> **Aim of the exercise**: Copy out the material below in full, but not its images.

━━ Dataset content

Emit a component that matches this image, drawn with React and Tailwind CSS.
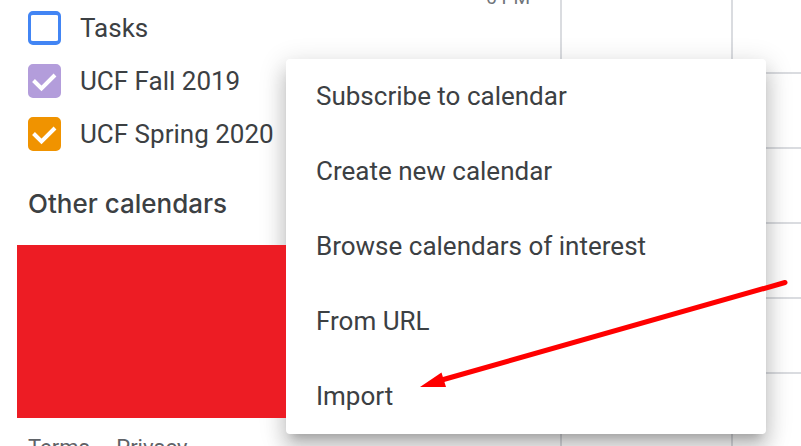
const calendars = [
  { id: 'tasks', name: 'Tasks', box: 'border-[#4285f4] bg-white', checked: false },
  { id: 'fall', name: 'UCF Fall 2019', box: 'border-[#b39ddb] bg-[#b39ddb]', checked: true },
  { id: 'spring', name: 'UCF Spring 2020', box: 'border-[#f09300] bg-[#f09300]', checked: true },
];

const menuItems = [
  'Subscribe to calendar',
  'Create new calendar',
  'Browse calendars of interest',
  'From URL',
  'Import',
];

function CalendarRow({ id, name, box, checked }) {
  return (
    <li className="flex h-[53px] items-center gap-[19px] text-[26px] leading-8">
      <span className="grid shrink-0">
        <input
          id={id}
          type="checkbox"
          defaultChecked={checked}
          className={`peer col-start-1 row-start-1 h-[34px] w-[33px] appearance-none rounded-[5px] border-x-3 border-y-4 ${box}`}
        />
        <svg
          viewBox="0 0 33 34"
          className="pointer-events-none invisible col-start-1 row-start-1 h-[34px] w-[33px] peer-checked:visible"
          fill="none"
          stroke="white"
          strokeWidth="4"
          aria-hidden="true"
        >
          <path d="M5.5 16.500 13.500 24.500 27 11" />
        </svg>
      </span>
      <label htmlFor={id} className="whitespace-nowrap">{name}</label>
    </li>
  );
}

function Sidebar() {
  return (
    <aside className="flex w-[286px] shrink-0 flex-col">
      <ul className="flex shrink-0 flex-col pt-px pl-7">
        {calendars.map((c) => (
          <CalendarRow key={c.id} {...c} />
        ))}
      </ul>
      <h2 className="pt-7 pl-7 font-['Inter',sans-serif] text-[26px] leading-8 font-medium">Other calendars</h2>
      <div className="relative z-20 mt-[25px] ml-[17px] h-[173px] shrink-0 bg-[#ed1c24]" />
      <footer className="flex shrink-0 gap-1.5 pt-[14px] pl-7 text-[22px] leading-8 text-[#5f6368]">
        <a href="#terms">Terms</a>
        <span>–</span>
        <a href="#privacy">Privacy</a>
      </footer>
    </aside>
  );
}

function DayColumn({ width }) {
  return (
    <div className={`border-l-2 border-[#dadce0] ${width}`}>
      <div className="h-[74px] border-b-2 border-[#dadce0]" />
      {[0, 1, 2, 3, 4].map((row) => (
        <div key={row} className="h-[75px] border-b-2 border-[#dadce0]" />
      ))}
    </div>
  );
}

function WeekGrid() {
  return (
    <main className="flex min-w-0 grow">
      <div className="flex w-[274px] shrink-0 justify-end pr-[30px] text-[19px] leading-6 text-[#70757a]">
        <span className="-mt-[14px]">6 PM</span>
      </div>
      <DayColumn width="w-[171px] shrink-0" />
      <DayColumn width="grow" />
    </main>
  );
}

function AddMenu() {
  return (
    <div
      role="menu"
      className="absolute top-[59px] left-[286px] z-10 w-[480px] rounded-[4px] bg-white shadow-[0_15px_19px_2px_rgba(0,0,0,0.14),0_6px_26px_4px_rgba(0,0,0,0.12),0_9px_9px_-6px_rgba(0,0,0,0.2)]"
    >
      {menuItems.map((item) => (
        <button
          key={item}
          role="menuitem"
          type="button"
          className="block h-[75px] w-full px-[30px] pb-0.5 text-left text-[26px] leading-8"
        >
          {item}
        </button>
      ))}
    </div>
  );
}

function Arrow() {
  return (
    <svg
      className="pointer-events-none absolute top-[270px] left-[410px] z-30 h-[130px] w-[390px]"
      viewBox="410 270 390 130"
      aria-hidden="true"
    >
      <path d="M785 282.500 L440 380.500" stroke="#ff0000" strokeWidth="5" strokeLinecap="round" />
      <path d="M420 387 L441.500 372.500 L446 387 Z" fill="#ff0000" />
    </svg>
  );
}

export default function App() {
  return (
    <div className="relative flex h-screen overflow-hidden bg-white font-['Roboto',sans-serif] text-[#3c4043]">
      <Sidebar />
      <WeekGrid />
      <AddMenu />
      <Arrow />
    </div>
  );
}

━━━━

> **Right answer**:
Emit a component that matches this image, drawn with React and Tailwind CSS.
const calendars = [
  { id: 'tasks', name: 'Tasks', box: 'border-[#4285f4] bg-white', checked: false },
  { id: 'fall', name: 'UCF Fall 2019', box: 'border-[#b39ddb] bg-[#b39ddb]', checked: true },
  { id: 'spring', name: 'UCF Spring 2020', box: 'border-[#f09300] bg-[#f09300]', checked: true },
];

const menuItems = [
  'Subscribe to calendar',
  'Create new calendar',
  'Browse calendars of interest',
  'From URL',
  'Import',
];

function CalendarRow({ id, name, box, checked }) {
  return (
    <li className="flex h-[53px] items-center gap-[19px] text-[26px] leading-8">
      <span className="grid shrink-0">
        <input
          id={id}
          type="checkbox"
          defaultChecked={checked}
          className={`peer col-start-1 row-start-1 h-[34px] w-[33px] appearance-none rounded-[5px] border-x-3 border-y-4 ${box}`}
        />
        <svg
          viewBox="0 0 33 34"
          className="pointer-events-none invisible col-start-1 row-start-1 h-[34px] w-[33px] peer-checked:visible"
          fill="none"
          stroke="white"
          strokeWidth="4"
          aria-hidden="true"
        >
          <path d="M5.5 16.500 13.500 24.500 27 11" />
        </svg>
      </span>
      <label htmlFor={id} className="whitespace-nowrap">{name}</label>
    </li>
  );
}

function Sidebar() {
  return (
    <aside className="flex w-[286px] shrink-0 flex-col">
      <ul className="flex shrink-0 flex-col pt-px pl-7">
        {calendars.map((c) => (
          <CalendarRow key={c.id} {...c} />
        ))}
      </ul>
      <h2 className="pt-7 pl-7 font-['Inter',sans-serif] text-[26px] leading-8 font-medium">Other calendars</h2>
      <div className="relative z-20 mt-[25px] ml-[17px] h-[173px] shrink-0 bg-[#ed1c24]" />
      <footer className="flex shrink-0 gap-1.5 pt-[14px] pl-7 text-[22px] leading-8 text-[#5f6368]">
        <a href="#terms">Terms</a>
        <span>–</span>
        <a href="#privacy">Privacy</a>
      </footer>
    </aside>
  );
}

function DayColumn({ width }) {
  return (
    <div className={`border-l-2 border-[#dadce0] ${width}`}>
      <div className="h-[74px] border-b-2 border-[#dadce0]" />
      {[0, 1, 2, 3, 4].map((row) => (
        <div key={row} className="h-[75px] border-b-2 border-[#dadce0]" />
      ))}
    </div>
  );
}

function WeekGrid() {
  return (
    <main className="flex min-w-0 grow">
      <div className="flex w-[274px] shrink-0 justify-end pr-[30px] text-[19px] leading-6 text-[#70757a]">
        <span className="-mt-[14px]">6 PM</span>
      </div>
      <DayColumn width="w-[171px] shrink-0" />
      <DayColumn width="grow" />
    </main>
  );
}

function AddMenu() {
  return (
    <div
      role="menu"
      className="absolute top-[59px] left-[286px] z-10 w-[480px] rounded-[4px] bg-white shadow-[0_15px_19px_2px_rgba(0,0,0,0.14),0_6px_26px_4px_rgba(0,0,0,0.12),0_9px_9px_-6px_rgba(0,0,0,0.2)]"
    >
      {menuItems.map((item) => (
        <button
          key={item}
          role="menuitem"
          type="button"
          className="block h-[75px] w-full px-[30px] pb-0.5 text-left text-[26px] leading-8"
        >
          {item}
        </button>
      ))}
    </div>
  );
}

function Arrow() {
  return (
    <svg
      className="pointer-events-none absolute top-[270px] left-[410px] z-30 h-[130px] w-[390px]"
      viewBox="410 270 390 130"
      aria-hidden="true"
    >
      <path d="M785 282.500 L440 380.500" stroke="#ff0000" strokeWidth="5" strokeLinecap="round" />
      <path d="M420 387 L441.500 372.500 L446 387 Z" fill="#ff0000" />
    </svg>
  );
}

export default function App() {
  return (
    <div className="relative flex h-screen overflow-hidden bg-white font-['Roboto',sans-serif] text-[#3c4043]">
      <Sidebar />
      <WeekGrid />
      <AddMenu />
      <Arrow />
    </div>
  );
}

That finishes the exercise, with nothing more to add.